◆ Raw data
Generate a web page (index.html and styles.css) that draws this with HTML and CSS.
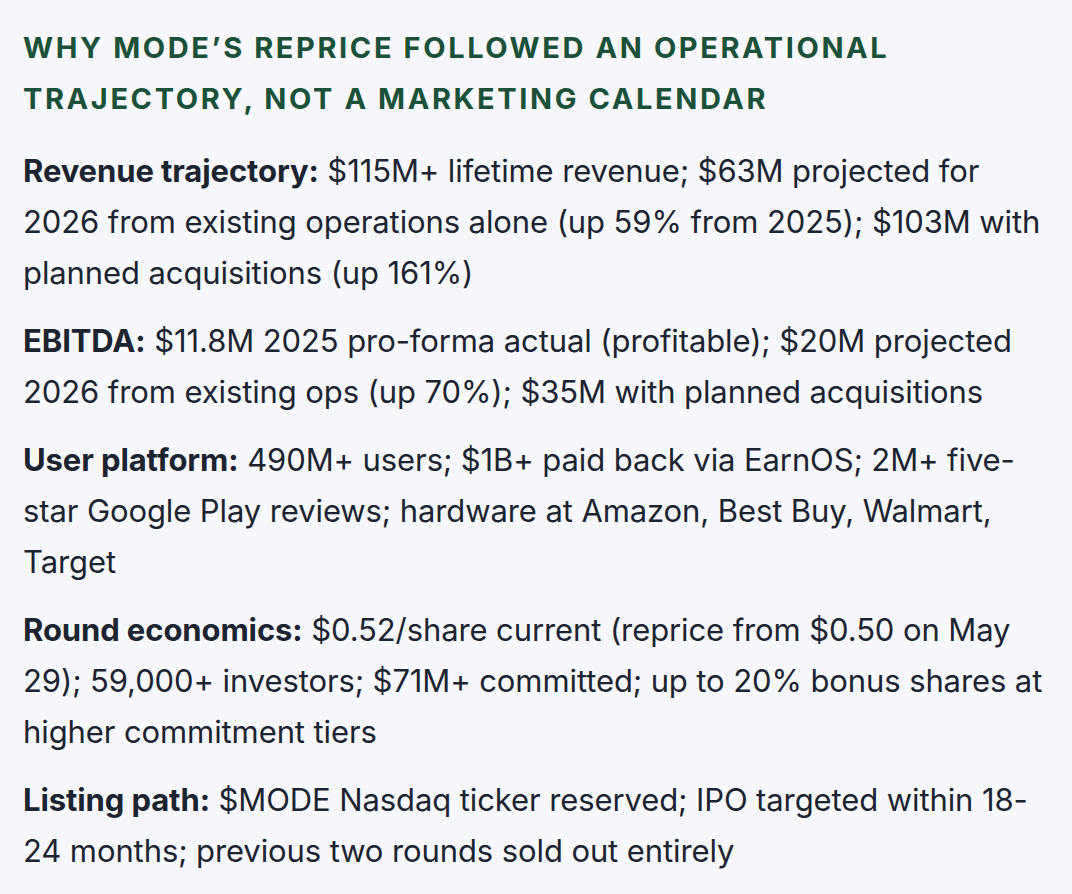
FILE: index.html
```html
<!DOCTYPE html>
<html lang="en">
<head>
<meta charset="utf-8">
<title>Why Mode's reprice</title>
<link rel="stylesheet" href="styles.css">
</head>
<body>
<section class="panel">
  <h2 class="panel-title">Why Mode’s reprice followed an operational trajectory, not a marketing calendar</h2>
  <p class="item"><strong>Revenue trajectory:</strong> $115M+ lifetime revenue; $63M projected for 2026 from existing operations alone (up 59% from 2025); $103M with planned acquisitions (up 161%)</p>
  <p class="item"><strong>EBITDA:</strong> $11.8M 2025 pro-forma actual (profitable); $20M projected 2026 from existing ops (up 70%); $35M with planned acquisitions</p>
  <p class="item"><strong>User platform:</strong> 490M+ users; $1B+ paid back via EarnOS; 2M+ five-star Google Play reviews; hardware at Amazon, Best Buy, Walmart, Target</p>
  <p class="item"><strong>Round economics:</strong> $0.52/share current (reprice from $0.50 on May 29); 59,000+ investors; $71M+ committed; up to 20% bonus shares at higher commitment tiers</p>
  <p class="item"><strong>Listing path:</strong> $MODE Nasdaq ticker reserved; IPO targeted within 18-<wbr>24 months; previous two rounds sold out entirely</p>
</section>
</body>
</html>
```
FILE: styles.css
```css
html, body {
  margin: 0;
  padding: 0;
  background: #f7f8fb;
}
body {
  font-family: Inter, "Noto Sans", "Liberation Sans", sans-serif;
  color: #1b2430;
}
.panel {
  padding: 22px 20px 20px 23px;
  width: 1072px;
  box-sizing: border-box;
}
.panel-title {
  margin: 0 0 21px;
  font-size: 29px;
  line-height: 51px;
  font-weight: 700;
  letter-spacing: 2.6px;
  text-transform: uppercase;
  color: #1b5039;
}
.item {
  margin: 0 0 17px;
  font-size: 31px;
  line-height: 51px;
  letter-spacing: -0.1px;
}
.item strong {
  font-weight: 700;
}
```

◆ Objective
In your copy of the listing above, reproduce each line exactly and omit all pictures.

◆ Answer below
Generate a web page (index.html and styles.css) that draws this with HTML and CSS.
FILE: index.html
```html
<!DOCTYPE html>
<html lang="en">
<head>
<meta charset="utf-8">
<title>Why Mode's reprice</title>
<link rel="stylesheet" href="styles.css">
</head>
<body>
<section class="panel">
  <h2 class="panel-title">Why Mode’s reprice followed an operational trajectory, not a marketing calendar</h2>
  <p class="item"><strong>Revenue trajectory:</strong> $115M+ lifetime revenue; $63M projected for 2026 from existing operations alone (up 59% from 2025); $103M with planned acquisitions (up 161%)</p>
  <p class="item"><strong>EBITDA:</strong> $11.8M 2025 pro-forma actual (profitable); $20M projected 2026 from existing ops (up 70%); $35M with planned acquisitions</p>
  <p class="item"><strong>User platform:</strong> 490M+ users; $1B+ paid back via EarnOS; 2M+ five-star Google Play reviews; hardware at Amazon, Best Buy, Walmart, Target</p>
  <p class="item"><strong>Round economics:</strong> $0.52/share current (reprice from $0.50 on May 29); 59,000+ investors; $71M+ committed; up to 20% bonus shares at higher commitment tiers</p>
  <p class="item"><strong>Listing path:</strong> $MODE Nasdaq ticker reserved; IPO targeted within 18-<wbr>24 months; previous two rounds sold out entirely</p>
</section>
</body>
</html>
```
FILE: styles.css
```css
html, body {
  margin: 0;
  padding: 0;
  background: #f7f8fb;
}
body {
  font-family: Inter, "Noto Sans", "Liberation Sans", sans-serif;
  color: #1b2430;
}
.panel {
  padding: 22px 20px 20px 23px;
  width: 1072px;
  box-sizing: border-box;
}
.panel-title {
  margin: 0 0 21px;
  font-size: 29px;
  line-height: 51px;
  font-weight: 700;
  letter-spacing: 2.6px;
  text-transform: uppercase;
  color: #1b5039;
}
.item {
  margin: 0 0 17px;
  font-size: 31px;
  line-height: 51px;
  letter-spacing: -0.1px;
}
.item strong {
  font-weight: 700;
}
```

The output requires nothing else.